Nevertheless, we can expect an eruption of outrage over this search warrant, and not for entirely hypocritical reasons. The predicate for this search had better be rock-solid, as it would be very dangerous to set precedents where the FBI can seize reporters’ materials on pretexts like national security to expose legitimate whistleblowers that expose real fraud or corruption. You can bet that Natanson’s sources are terrified at that possibility right now, and may be a lot less willing to share information that doesn’t have any relation to national security. Ask Catherine Herridge and Sharyl Attkisson about the risks involved. 





At the moment, though, even the normal critics are taking a cautious approach:

  • “While we won’t know the government’s arguments about overcoming these very steep hurdles until the affidavit is made public, this is a tremendous escalation in the administration’s intrusions into the independence of the press,” Reporters Committee for Freedom of the Press president Bruce D. Brown said in response to Wednesday’s news.
  • “The Justice Department should explain publicly why it believes this search was necessary and legally permissible, and Congress and the courts should scrutinize that explanation carefully,” said Jameel Jaffer, executive director of the Knight First Amendment Institute.

Those are reasonable statements under the circumstances.
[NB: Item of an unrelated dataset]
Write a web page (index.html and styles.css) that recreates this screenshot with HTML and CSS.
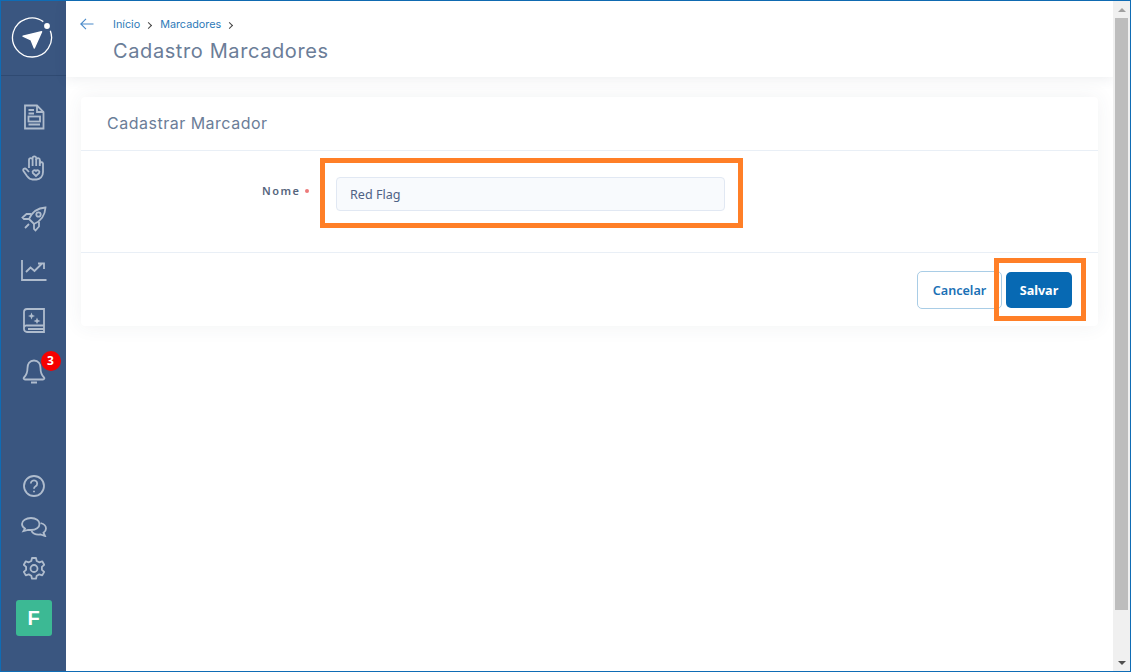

It remains to be seen whether any explanation from the DoJ or the affidavit will suffice for these groups, or for the Protection Racket Media at large. The odds for that almost certainly approach absolute zero, but we should also approach this with some level of hesitation while waiting for the facts to emerge. And maybe, just maybe, we should ask the media to start covering classified-material handling issues consistently, rather than filtering them through the “it’s (D)ifferent” filter.